Monday, August 4, 2008

A BIT OF BELL BUCKLE

The hot spots in Tennessee are, of course, Gatlinburg, Pigeon Forge (Dollywood!), and the Great Smokies National Park. However, during the tail end of a vacation with my daughter Stephanie and her husband Brad, of New Iberia, Louisiana, we veered over to Bell Buckle, TN, 50 miles southeast of Nashville. Bell Buckle is a tiny hamlet nestled in the hills of Tennessee Walking Horse country. We were on a mission to see Webb School, the famous prep school established in 1886 by schoolmaster Sauney Webb and attended by my godfather Markham Peacock in the early 1900’s. The visit to Bell Buckle enchanted all of us.

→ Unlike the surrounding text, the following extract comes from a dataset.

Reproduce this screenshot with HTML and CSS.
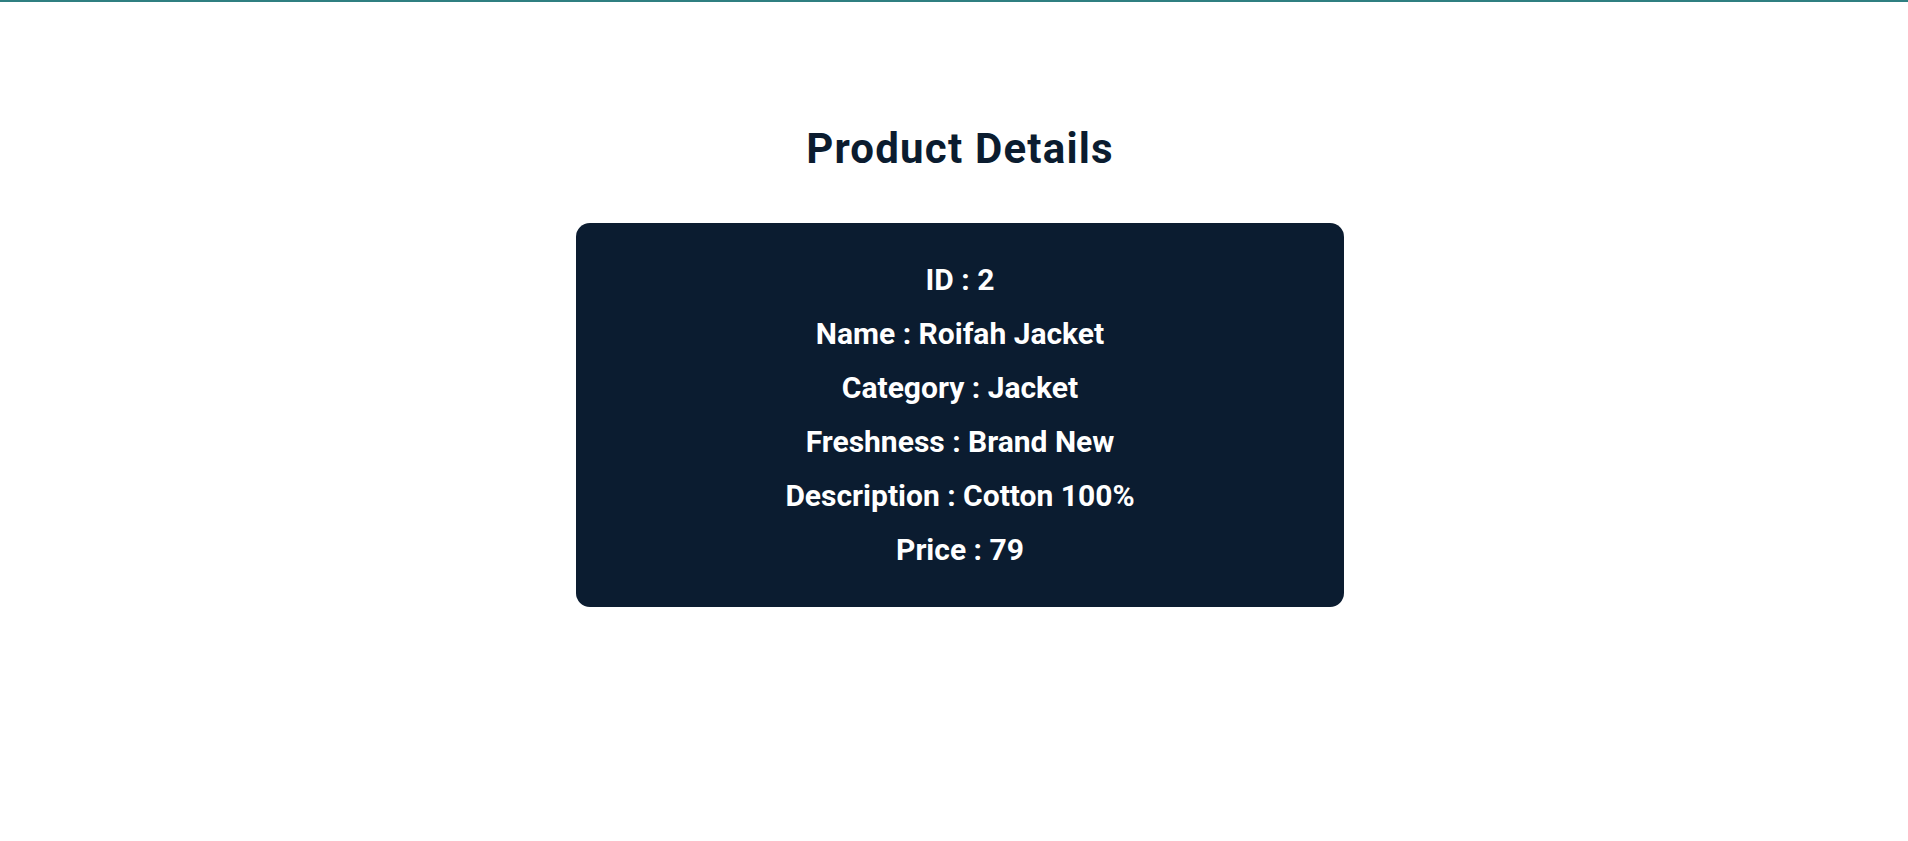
FILE: index.html
```html
<!DOCTYPE html>
<html lang="en">
<head>
    <meta charset="UTF-8">
    <meta name="viewport" content="width=device-width, initial-scale=1.0">
    <title>Product Details</title>

    <link rel="stylesheet" href="styles.css">
</head>
<body>

    <div class="container">
        <h1>Product Details</h1>

        <!-- Product card -->
        <div class="product-card">
            <p>ID : 2</p>
            <p>Name : Roifah Jacket</p>
            <p>Category : Jacket</p>
            <p>Freshness : Brand New</p>
            <p>Description : Cotton 100%</p>
            <p>Price : 79</p>
        </div>
    </div>

</body>
</html>
```

FILE: styles.css
```css
body {
    font-family: 'Roboto', 'Liberation Sans', sans-serif;
    margin: 0;
    padding: 0;
    background-color: #fff;
    border-top: 2px solid #2f7f81;  /* Teal line on top */
    min-height: 100vh;
    box-sizing: border-box;
}

.container {
    display: flex;
    flex-direction: column;
    align-items: center;
    padding-top: 122px;
    padding-left: 12px;
}

h1 {
    color: #0b1c2f;  /* Dark navy */
    font-size: 42px;
    font-weight: 700;
    letter-spacing: 1.2px;
    margin: 0 0 50px 0;
}

.product-card {
    width: 768px;
    box-sizing: border-box;
    padding: 39px 20px 40px;
    background-color: #0b1c30;  /* Dark navy card */
    border-radius: 14px;
    display: flex;
    flex-direction: column;
    align-items: center;
    gap: 19px;
}

.product-card p {
    margin: 0;
    color: #fff;
    font-size: 30px;
    font-weight: 700;
}
```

The main strip of Bell Buckle, circa 1857, is lined with antique and junk shops, arts and crafts stores, places filled with memorabilia, but the first stop was at a soda fountain in a store featuring cabinetry dating back to 1857 – in its original varnished condition – and a sight, I might add, that amazed my son-in-law Brad who specializes in furniture restoration and building. The store is owned by Nancy Phillips who told us that Bell Buckle was a former railroad town and also site of pure mineral waters that enlivened visitors to the area. Mrs. Phillips had been one of three business people who bought old buildings and restored them in 1971, setting the tone for restoration that would stop the destruction of all the old buildings. However, one building escaped restoration – perhaps the most important structure in the town at one time – the old railroad depot. This was the place where Markham had detrained from the Dixie Flyer coming from Memphis, TN. At 11 years of age, he had boarded the train after being brought by automobile from Shaw, Mississippi in deep Delta country. He attended Webb School at Bell Buckle when the school was still a cluster of primitive wooden buildings (including an outhouse) until his graduation at age 17 and he entered Washington and Lee University in Virginia.

Following the restoration of three businesses in 1971, artists began to flock to Bell Buckle and, today, over 100 artists, sculptors, furniture makers, potters, and writers display their art in the old town. If you want to know more about this charming town, consult the June, 2007 issue of “Southern Living,” which features information about the town’s most notable festival – the RC Cola and Moon Pie Festival that takes place in June every year.

However, Bell Buckle’s biggest boast is Webb School, a prep school that educated more Rhodes scholars than any other private school in the U.S. during its first fifty years of operation. The headmaster, Sauney Webb, insisted on classical education for boys – four years of Latin, two of Greek, history, English literature and composition, mathematics and physics. There were no modern language courses, no social studies, and no business courses. Mathematics included algebra, trigonometry, calculus, and the physics course was far beyond modern physics studies. Sauney’s major goal for education was to build character. He was a firm disciplinarian and his methodology was so effective that Princeton adopted his honor system. The school soon came to be known as “The Little Princeton.” Sauney Webb was intolerant of sloppy work, but he also provided freedom to learn. Boys would often attend classes outdoors and read Cicero under a beech tree. When their classes were over in the afternoons, they could study, play football, and walk through the countryside for hours. They were expected to be prepared but the learning was up to them. If students didn’t study and didn’t make the grade, no remedial courses were offered – they had to leave Webb School.

At the end of the short ride around the Webb School campus where class ratios are 7 – 1, I went into the small bookstore (book room) and purchased a copy of THE SCHOOLMAKER, SAUNEY WEBB AND THE BELL BUCKLE STORY and read it in one sitting. It was a fascinating study of an educator who believed in what we call “personal best” or excellence. In the case of my godfather, Markham became a Wordsworth scholar and Head of the Dept. of English and Foreign Languages at Virginia Polytechnic Institute. He never stopped lauding “old Sauney” who trained lawyers, doctors, educators, editors, and a long list of professional people. Sauney Webb was interested in training young minds… “to develop those powers of the mind which tend to distinguish rather than reduce to a contemptible dead level.” One of his pithy quotations that impressed me, and must have impressed young men who may have disliked the discipline of the Webb School but came to consider time spent at the school the crucial years of their lives: “Character is an educated will.”